FastLanguageModel.for_inference(model)
message = alpaca_template.format("Write a story about a humble little bunny \
named Ben who follows a mysterious trail in the woods, \
discovering beautiful flowers, new friends, and a lovely pond along the way.", "")
inputs = tokenizer([message], return_tensors="pt").to("cuda")
text_streamer = TextStreamer(tokenizer)
_ = model.generate(**inputs, streamer=text_streamer, max_new_tokens=256, use_cache=True)Step 8: Save and Push to Hugging Face Hub
from huggingface_hub import login
# Log in to the Hugging Face Hub
login(token=userdata.get('HF_TOKEN'))
model.save_pretrained_merged("model", tokenizer, save_method="merged_16bit")
model.push_to_hub_merged("tanquangduong/Qwen2.5-0.5B-Instruct-TinyStories", tokenizer, save_method="merged_16bit")Inference
Using the fine-tuned model for inference:
from transformers import AutoTokenizer, AutoModelForCausalLM
tokenizer = AutoTokenizer.from_pretrained("tanquangduong/Qwen2.5-3B-Instruct-TinyStories")
model = AutoModelForCausalLM.from_pretrained("tanquangduong/Qwen2.5-3B-Instruct-TinyStories")
model = model.to("cuda")
alpaca_template = """Below is an instruction that describes a task.
Write a response that appropriately completes the request.
### Instruction:
{}
### Response:
{}"""
FastLanguageModel.for_inference(model)
message = alpaca_template.format("Write a story about a humble little bunny named Ben who follows a mysterious trail in the woods, discovering beautiful flowers, new friends, and a lovely pond along the way.", "")
inputs = tokenizer([message], return_tensors="pt").to("cuda")

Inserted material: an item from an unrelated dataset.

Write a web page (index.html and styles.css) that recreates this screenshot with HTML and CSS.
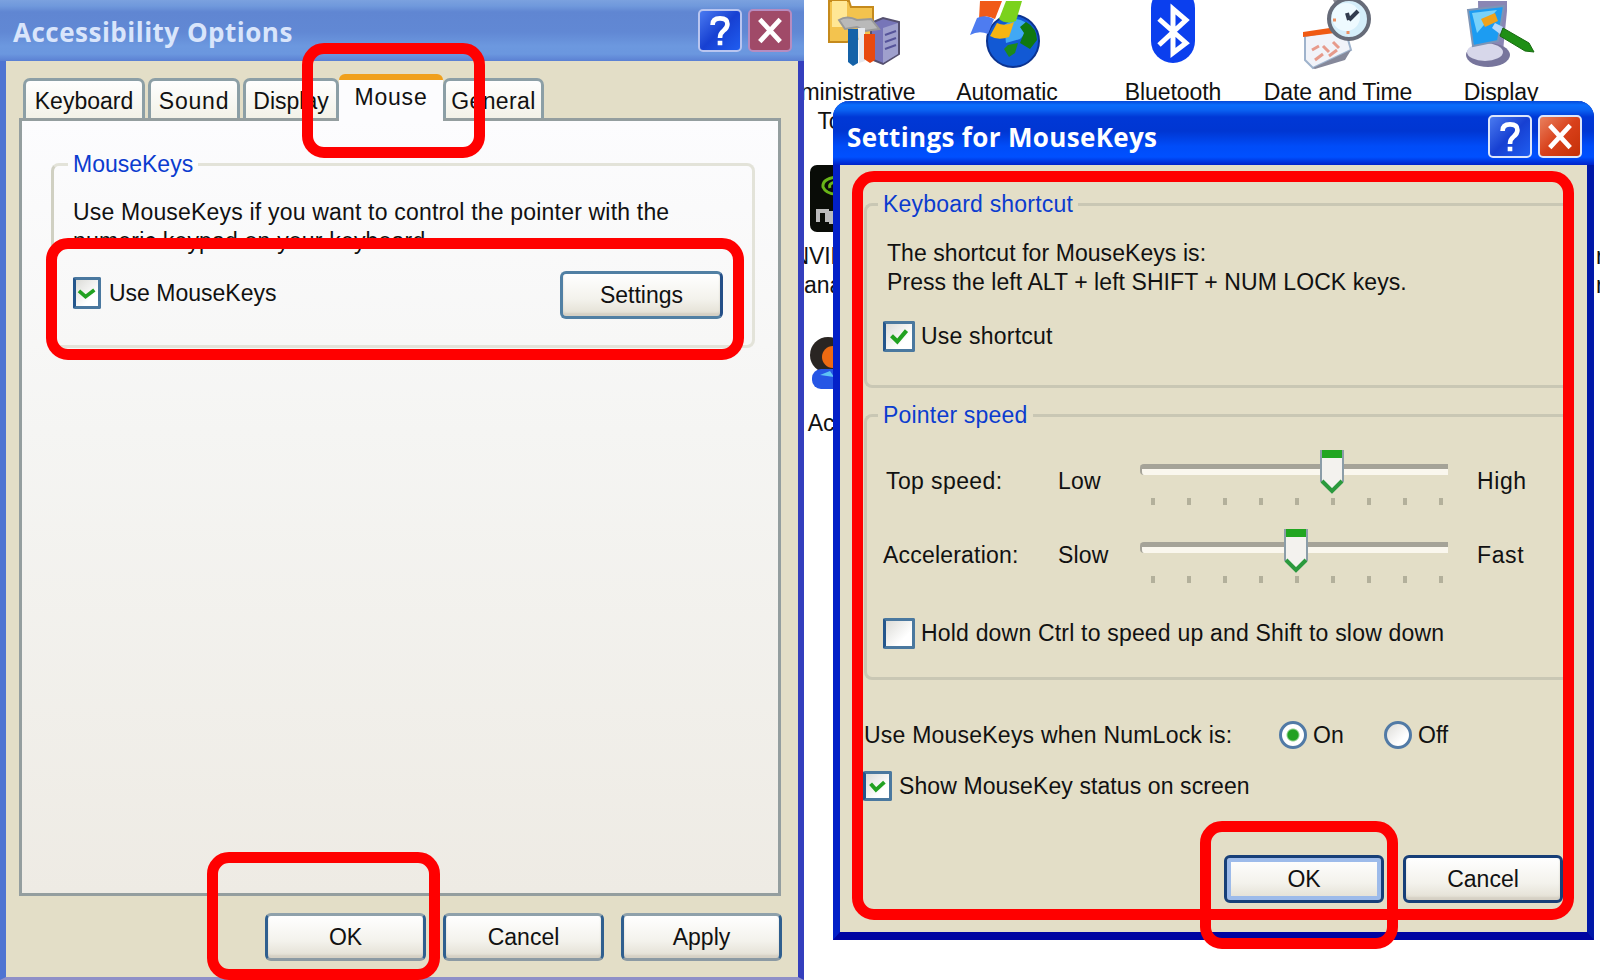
FILE: index.html
```html
<!DOCTYPE html>
<html lang="en">
<head>
  <meta charset="UTF-8" />
  <title>Accessibility Options</title>
  <link rel="stylesheet" href="styles.css">
</head>
<body>
  <div class="desktop">

    <!-- Control panel icons -->
    <div class="cp-item admin">
      <svg width="76" height="68" viewBox="0 0 76 68">
        <path d="M2 0H22L24 6H46V34L20 41H2Z" fill="#f3c34e" stroke="#c58a1c" stroke-width="2"/>
        <path d="M5 0H20V26H5Z" fill="#ffe795"/>
        <path d="M44 22L56 17L72 21V53L56 63L44 58Z" fill="#7775b8" stroke="#55506f" stroke-width="2"/>
        <path d="M56 27L71 22V53L56 62Z" fill="#9fa0cd"/>
        <path d="M58 34L69 30M58 41L69 37M58 48L69 44" stroke="#56549a" stroke-width="2"/>
        <path d="M12 19Q20 14 30 19L44 18L52 28L38 30L30 26L18 28Z" fill="#b9b9b9" stroke="#999" stroke-width="2"/>
        <path d="M21 28H31V62L26 65L21 61Z" fill="#1562a8"/>
        <path d="M31 27H38V60L32 62Z" fill="#e7e9ee"/>
        <path d="M37 33H48V59L43 62L37 58Z" fill="#e8490f"/>
      </svg>
      <p>Administrative<br>Tools</p>
    </div>
    <div class="cp-item auto">
      <svg width="74" height="68" viewBox="0 0 74 68">
        <circle cx="43" cy="40" r="26" fill="#1259d4" stroke="#0c3390" stroke-width="2"/>
        <path d="M44 18Q56 18 60 28L50 38L36 42L34 24Z" fill="#41a8f5"/>
        <path d="M56 21Q67 27 67 39L60 48L50 42L54 32L50 26Z" fill="#10780f"/>
        <path d="M38 44L48 42L45 52L39 56L34 48Z" fill="#1d8a1a"/>
        <path d="M10 0H32L25 18Q16 13 9 18Z" fill="#f05a18"/>
        <path d="M36 0H52L46 20Q36 24 29 18Z" fill="#7bd21c"/>
        <path d="M7 17Q15 13 24 18L18 33Q9 29 0 34Z" fill="#4e7cf0"/>
        <path d="M27 22Q35 26 44 21L39 36Q28 40 20 35Z" fill="#f7b512"/>
      </svg>
      <p>Automatic</p>
    </div>
    <div class="cp-item blue">
      <svg width="46" height="64" viewBox="0 0 46 64">
        <rect x="1" y="-14" width="44" height="77" rx="22" fill="#0b3fee"/>
        <path d="M9 19L36 43L23 53V9L36 20L9 45" fill="none" stroke="#fff" stroke-width="5"/>
      </svg>
      <p>Bluetooth</p>
    </div>
    <div class="cp-item date">
      <svg width="70" height="70" viewBox="0 0 70 70">
        <path d="M2 36L42 29L48 50L10 68L2 60Z" fill="#f1f3f9" stroke="#9fb3cc" stroke-width="2"/>
        <path d="M10 68L48 50L42 60L12 69Z" fill="#85889a"/>
        <path d="M0 32L40 26V32L0 37Z" fill="#f05a13"/>
        <path d="M9 50L16 46M20 46L26 52M30 42L36 48M12 60L20 54M26 56L34 50" stroke="#e79a8b" stroke-width="3"/>
        <path d="M30 0H56L50 8H34Z" fill="#8d8d96"/>
        <circle cx="46" cy="19" r="20" fill="#d5eefa" stroke="#666b78" stroke-width="4"/>
        <circle cx="43" cy="17" r="14" fill="#eefaff"/>
        <path d="M46 20L55 11M46 20L44 13" stroke="#333c4e" stroke-width="4"/>
        <path d="M45 31V34M30 20H33" stroke="#ec8f63" stroke-width="3"/>
      </svg>
      <p>Date and Time</p>
    </div>
    <div class="cp-item disp">
      <svg width="72" height="68" viewBox="0 0 72 68">
        <path d="M13 0H42V10L38 50H14Z" fill="#8a86b4"/>
        <ellipse cx="23" cy="54" rx="22" ry="12" fill="#77759c"/>
        <ellipse cx="20" cy="51" rx="18" ry="9" fill="#d7d7ea"/>
        <path d="M3 9L39 5L33 40L8 45Z" fill="#1c9cf2" stroke="#7e95b6" stroke-width="2"/>
        <path d="M7 12L32 9L12 32Z" fill="#79d2fa"/>
        <path d="M16 18L30 12L33 20L20 26Z" fill="#efa21b"/>
        <path d="M30 22L38 26L35 33L27 27Z" fill="#b8d8f8"/>
        <path d="M38 27L64 42L69 51L60 50L35 35Z" fill="#1f8f15" stroke="#176a10"/>
      </svg>
      <p>Display</p>
    </div>
    <div class="cp-item nvidia">
      <svg width="40" height="68" viewBox="0 0 40 68">
        <rect x="0" y="0" width="60" height="67" rx="7" fill="#090c07"/>
        <path d="M26 12Q12 14 13 22Q16 29 26 29M26 17Q18 18 20 23" fill="none" stroke="#69b518" stroke-width="3"/>
        <path d="M8 57V46H17V57M21 46V57H30" fill="none" stroke="#bbb" stroke-width="4"/>
      </svg>
      <p>NVIEW<br>Manager</p>
    </div>
    <div class="cp-item user">
      <svg width="40" height="52" viewBox="0 0 40 52">
        <circle cx="18" cy="18" r="18" fill="#292522"/>
        <circle cx="23" cy="20" r="11" fill="#ed6a12"/>
        <rect x="2" y="32" width="40" height="20" rx="9" fill="#2656e5"/>
        <path d="M10 38L20 34L24 40Z" fill="#5ec2f5"/>
      </svg>
      <p>User Accounts</p>
    </div>
    <div class="cp-item edge"><p>r<br>r</p></div>

    <!-- Accessibility Options -->
    <div class="window options">
      <div class="titlebar">
        <h1>Accessibility Options</h1>
        <span class="tb-btn help">
          <svg viewBox="0 0 42 42"><path d="M13 15Q13 8 21 8Q29 8 29 14Q29 18 25 21Q21 24 21 29M21 32V37" fill="none" stroke="#fff" stroke-width="5"/></svg>
        </span>
        <span class="tb-btn close">
          <svg viewBox="0 0 42 42"><path d="M10 9L32 33M32 9L10 33" stroke="#fff" stroke-width="5"/></svg>
        </span>
      </div>

      <div class="tabs">
        <div class="tab keyboard"><span>Keyboard</span></div>
        <div class="tab sound"><span>Sound</span></div>
        <div class="tab display"><span>Display</span></div>
        <div class="tab mouse active"><span>Mouse</span></div>
        <div class="tab general"><span>General</span></div>
      </div>

      <div class="panel">
        <fieldset>
          <legend>MouseKeys</legend>
          <p class="intro">Use MouseKeys if you want to control the pointer with the<br>numeric keypad on your keyboard.</p>
          <div class="use-row">
            <label class="check">
              <svg class="box" viewBox="0 0 30 30"><path d="M4 12L13 20L25 11" /></svg>
              <span>Use MouseKeys</span>
            </label>
            <button class="btn settings">Settings</button>
          </div>
        </fieldset>
      </div>

      <div class="buttons">
        <button class="btn">OK</button>
        <button class="btn">Cancel</button>
        <button class="btn">Apply</button>
      </div>
    </div>

    <!-- Settings for MouseKeys -->
    <div class="window mousekeys">
      <div class="titlebar">
        <h1>Settings for MouseKeys</h1>
        <span class="tb-btn help">
          <svg viewBox="0 0 42 42"><path d="M13 15Q13 8 21 8Q29 8 29 14Q29 18 25 21Q21 24 21 29M21 32V37" fill="none" stroke="#fff" stroke-width="5"/></svg>
        </span>
        <span class="tb-btn close">
          <svg viewBox="0 0 42 42"><path d="M10 9L32 33M32 9L10 33" stroke="#fff" stroke-width="5"/></svg>
        </span>
      </div>

      <div class="mk-body">
        <fieldset class="shortcut">
          <legend>Keyboard shortcut</legend>
          <p>The shortcut for MouseKeys is:<br>Press the left ALT + left SHIFT + NUM LOCK keys.</p>
          <label class="check">
            <svg class="box" viewBox="0 0 30 30"><path d="M6 14L13 21L24 8" /></svg>
            <span>Use shortcut</span>
          </label>
        </fieldset>

        <fieldset class="speed">
          <legend>Pointer speed</legend>
          <div class="slider-row top">
            <span class="name">Top speed:</span>
            <span class="from">Low</span>
            <div class="slider">
              <div class="track"></div>
              <div class="ticks"><i></i><i></i><i></i><i></i><i></i><i></i><i></i><i></i><i></i></div>
              <svg class="thumb" width="26" height="46" viewBox="0 0 26 46">
                <path d="M2 2H24V32L13 43L2 32Z" fill="#f3f2ee" stroke="#8b9da8" stroke-width="2"/>
                <path d="M3 1H23V9H3Z" fill="#21a621"/>
                <path d="M3 32L13 42L23 32" fill="none" stroke="#2b9a3d" stroke-width="4"/>
              </svg>
            </div>
            <span class="to">High</span>
          </div>
          <div class="slider-row accel">
            <span class="name">Acceleration:</span>
            <span class="from">Slow</span>
            <div class="slider">
              <div class="track"></div>
              <div class="ticks"><i></i><i></i><i></i><i></i><i></i><i></i><i></i><i></i><i></i></div>
              <svg class="thumb" width="26" height="46" viewBox="0 0 26 46">
                <path d="M2 2H24V32L13 43L2 32Z" fill="#f3f2ee" stroke="#8b9da8" stroke-width="2"/>
                <path d="M3 1H23V9H3Z" fill="#21a621"/>
                <path d="M3 32L13 42L23 32" fill="none" stroke="#2b9a3d" stroke-width="4"/>
              </svg>
            </div>
            <span class="to">Fast</span>
          </div>
          <label class="check hold">
            <svg class="box" viewBox="0 0 30 30"></svg>
            <span>Hold down Ctrl to speed up and Shift to slow down</span>
          </label>
        </fieldset>

        <div class="numlock">
          <span class="question">Use MouseKeys when NumLock is:</span>
          <span class="radio on"></span><span class="on-text">On</span>
          <span class="radio"></span><span>Off</span>
        </div>
        <label class="check status">
          <svg class="box" viewBox="0 0 30 30"><path d="M6 12L13 20L24 10" /></svg>
          <span>Show MouseKey status on screen</span>
        </label>

        <div class="mk-buttons">
          <button class="btn default">OK</button>
          <button class="btn">Cancel</button>
        </div>
      </div>
    </div>

    <!-- Red callouts -->
    <div class="mark mark-tab"></div>
    <div class="mark mark-use"></div>
    <div class="mark mark-ok"></div>
    <div class="mark mark-settings"></div>
    <div class="mark mark-ok2"></div>
  </div>
</body>
</html>
```
FILE: styles.css
```css
* {
  box-sizing: border-box;
}

body {
  margin: 0;
  background: #fff;
  font-family: "Liberation Sans", Arial, sans-serif;
  font-size: 23px;
  line-height: 29px;
  color: #111;
  overflow: hidden;
}

p, h1, fieldset, legend {
  margin: 0;
  padding: 0;
}

.desktop {
  position: relative;
  width: 1600px;
  height: 980px;
  overflow: hidden;
}

/* control panel icons */
.cp-item {
  position: absolute;
  top: 0;
  display: flex;
  flex-direction: column;
  align-items: center;
  text-align: center;
  white-space: nowrap;
}

.cp-item svg {
  height: 70px;
}

.cp-item p {
  margin-top: 8px;
  letter-spacing: -0.1px;
}

.admin { left: 770px; width: 148px; }
.admin svg { margin-left: 42px; }
.auto { left: 932px; width: 150px; }
.blue { left: 1098px; width: 150px; }
.blue svg { height: 64px; }
.blue p { margin-top: 14px; }
.date { left: 1258px; width: 160px; }
.disp { left: 1426px; width: 150px; }
.nvidia { left: 770px; top: 164px; width: 120px; }
.user { left: 758px; top: 337px; width: 140px; }
.user svg { height: 52px; margin-left: 4px; }
.user p { margin-top: 20px; }
.edge { left: 1596px; top: 234px; }

/* windows */
.window {
  position: absolute;
  background: #e3dec7;
}

.options {
  left: 0;
  top: 0;
  width: 804px;
  height: 980px;
  border: solid #4f74d2;
  border-width: 0 6px 3px;
  border-right-color: #343ebd;
  border-bottom-color: #8f90c8;
}

.mousekeys {
  left: 833px;
  top: 101px;
  width: 761px;
  height: 839px;
  border: solid #0320c8;
  border-width: 0 7px 8px;
  border-right-color: #0018a8;
  border-bottom-color: #0004a2;
  border-radius: 16px 16px 0 0;
}

.titlebar {
  display: flex;
  align-items: center;
}

.options .titlebar {
  height: 61px;
  margin: 0 -6px;
  padding: 0 12px 0 13px;
  background: linear-gradient(#7ba1df 0, #7099dc 6px, #6086d2 12px, #6188d4 32px, #6c98df 46px, #6b97df 54px, #5b80d3 61px);
}

.mousekeys .titlebar {
  height: 64px;
  margin: 0 -7px;
  padding: 6px 12px 0 14px;
  background: linear-gradient(#0548d8 0, #0a6dfc 4px, #0a62f2 9px, #0038d6 16px, #0036d2 30px, #004cf8 45px, #0050ff 56px, #0023c8 64px);
  border-radius: 16px 16px 0 0;
}

h1 {
  flex: 1;
  padding-top: 3px;
  font-family: "Open Sans", "Noto Sans", sans-serif;
  font-size: 26px;
  font-weight: 700;
  letter-spacing: 0.35px;
  color: #fff;
  white-space: nowrap;
}

.options h1 {
  color: #d9e5fb;
  letter-spacing: 0.5px;
}

.tb-btn {
  width: 44px;
  height: 43px;
  border: 2px solid #dce6fb;
  border-radius: 5px;
  margin-left: 6px;
}

.tb-btn svg {
  display: block;
  width: 100%;
  height: 100%;
}

.help { background: linear-gradient(135deg, #4a7af0, #1740d2 50%, #1f5df0); }
.close { background: linear-gradient(135deg, #e9805e, #d8401a 50%, #c53008); }

.options .tb-btn { border-color: #b9c5f0; }
.options .close { background: #a04a68; border-color: #b78cc0; }

/* tabs */
.tabs {
  display: flex;
  align-items: flex-end;
  height: 57px;
  padding-left: 17px;
}

.tab {
  height: 40px;
  border: 3px solid #8c9fa6;
  border-bottom: 0;
  border-radius: 7px 7px 0 0;
  background: linear-gradient(#fefefe, #f3f2e8);
  display: flex;
  justify-content: center;
  align-items: center;
  margin-right: 3px;
  padding-top: 4px;
}

.keyboard { width: 122px; }
.sound { width: 92px; letter-spacing: 0.8px; }
.display { width: 96px; margin-right: 0; }

.tab.active {
  width: 104px;
  height: 47px;
  margin: 0 0 -3px;
  padding-top: 0;
  padding-bottom: 6px;
  border: 0;
  border-top: 6px solid #f0a01c;
  background: #fcfcfe;
  border-radius: 6px 6px 0 0;
  position: relative;
  letter-spacing: 0.8px;
}

.general { width: 101px; letter-spacing: 0.4px; }

.panel {
  width: 762px;
  height: 778px;
  margin-left: 13px;
  padding: 29px 23px 0 29px;
  border: 3px solid #949e9f;
  background: linear-gradient(#fcfcfe, #f5f5f3 40%, #eeebe4);
}

fieldset {
  border: 3px solid #d0d0bf;
  border-radius: 8px;
  min-width: 0;
}

legend {
  color: #0b3ccf;
  padding: 0 5px;
}

.panel fieldset {
  height: 198px;
  padding: 0 6px 0 19px;
  border-color: #e3e3d9;
  border-left-color: #d0d0c2;
}

.panel legend {
  margin-left: -5px;
}

.intro {
  padding-top: 19px;
  letter-spacing: 0.19px;
  white-space: nowrap;
}

.use-row {
  display: flex;
  justify-content: space-between;
  align-items: center;
  margin-top: 15px;
  padding-right: 23px;
}

.use-row .check {
  padding-bottom: 4px;
}

.use-row .box { width: 28px; height: 32px; margin-right: 8px; }

.check {
  display: flex;
  align-items: center;
  white-space: nowrap;
}

.box {
  width: 32px;
  height: 31px;
  margin-right: 6px;
  border: 3px solid #4a789f;
  border-left-color: #24568c;
  border-radius: 2px;
  background: linear-gradient(135deg, #dcdcd8, #fff 70%);
}

.box path {
  fill: none;
  stroke: #21a121;
  stroke-width: 5;
}

.btn {
  width: 161px;
  height: 48px;
  padding: 0;
  border: 3px solid #2f5f8f;
  border-radius: 6px;
  background: linear-gradient(#fff, #f3f2ec 60%, #e2ded2);
  font: inherit;
  color: #111;
  box-shadow: inset 0 -3px 2px #d5d0c4;
}

.settings {
  width: 163px;
  border-color: #5180a4;
  border-right-color: #244f88;
}

.buttons {
  display: flex;
  gap: 17px;
  padding: 17px 0 0 259px;
}

.buttons .btn {
  border-top-color: #8fa1ab;
  border-bottom-color: #8c9aa3;
}

/* mousekeys dialog */
.mk-body {
  padding: 25px 24px 0;
}

.mk-body fieldset {
  border-color: #c9c7b4;
  border-right: 0;
  padding-left: 16px;
  border-radius: 8px 0 0 8px;
}

.shortcut { height: 198px; }
.shortcut p { padding-top: 20px; margin-left: 4px; letter-spacing: 0.07px; white-space: nowrap; }
.shortcut .check { margin-top: 24px; }
.shortcut .check span { letter-spacing: 0.2px; }

.speed {
  height: 279px;
  margin-top: 13px;
}

.mk-body legend { margin-left: -5px; letter-spacing: 0.2px; }

.slider-row {
  display: flex;
  align-items: flex-start;
  height: 74px;
}

.slider-row.top { margin-top: 28px; }

.slider-row span { padding-top: 9px; }
.slider-row .name { width: 175px; padding-left: 3px; letter-spacing: 0.4px; white-space: nowrap; }
.accel .name { padding-left: 0; letter-spacing: 0.2px; }
.from { width: 82px; letter-spacing: 0.2px; }
.to { margin-left: 29px; letter-spacing: 0.6px; }

.slider {
  position: relative;
  width: 308px;
  padding-top: 6px;
}

.accel .slider { padding-top: 10px; }

.track {
  height: 11px;
  border: solid #a5a398;
  border-width: 5px 0 0 2px;
  background: #faf7ee;
  border-radius: 4px 0 0 4px;
}

.ticks {
  display: flex;
  justify-content: space-between;
  padding: 23px 5px 0 11px;
}

.ticks i {
  width: 4px;
  height: 7px;
  background: #b3b09b;
}

.thumb {
  position: absolute;
  left: 179px;
  top: -9px;
}

.accel .thumb {
  left: 143px;
  top: -4px;
}

.hold { margin-top: 12px; }
.hold span { letter-spacing: 0.19px; }

.numlock {
  display: flex;
  align-items: center;
  height: 30px;
  margin-top: 40px;
  white-space: nowrap;
}

.question { width: 415px; letter-spacing: 0.22px; }

.radio {
  width: 28px;
  height: 28px;
  margin-right: 6px;
  border: 3px solid #517aa6;
  border-radius: 50%;
  background: linear-gradient(135deg, #dddcd8, #fff 70%);
}

.radio.on {
  background: radial-gradient(circle, #21a121 5px, #fff 7px);
}

.on-text { width: 71px; }

.status { margin: 21px 0 0 -1px; }
.status .box { width: 29px; height: 30px; margin-right: 7px; }
.status span { letter-spacing: 0.1px; }

.mk-buttons {
  display: flex;
  gap: 19px;
  padding: 54px 0 0 360px;
}

.mk-buttons .btn {
  width: 160px;
  border-color: #173f78;
  flex: none;
}

.mk-buttons .default {
  box-shadow: inset 0 0 0 4px #9dbbea;
}

/* red callouts */
.mark {
  position: absolute;
  border: 11px solid #f00;
  border-radius: 22px;
}

.mark-tab { left: 302px; top: 43px; width: 183px; height: 115px; }
.mark-use { left: 46px; top: 238px; width: 698px; height: 122px; }
.mark-ok { left: 207px; top: 852px; width: 233px; height: 128px; }
.mark-settings { left: 852px; top: 171px; width: 722px; height: 749px; }
.mark-ok2 { left: 1200px; top: 821px; width: 198px; height: 128px; }
```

text_streamer = TextStreamer(tokenizer)
_ = model.generate(**inputs, streamer=text_streamer, max_new_tokens=2048, use_cache=True)Conclusion
This guide walked through the supervised fine-tuning process of Qwen2.5-3B using the Unscloth framework and LoRA adapters. Fine-tuning such models with cost-effective methods like LoRA makes it feasible for smaller setups, such as those utilizing Colab. The end result is a model that can generate customized responses tailored to specific use cases, such as creating Tiny Stories. This approach emphasizes the flexibility and power of modern transformer-based architectures in domain-specific tasks.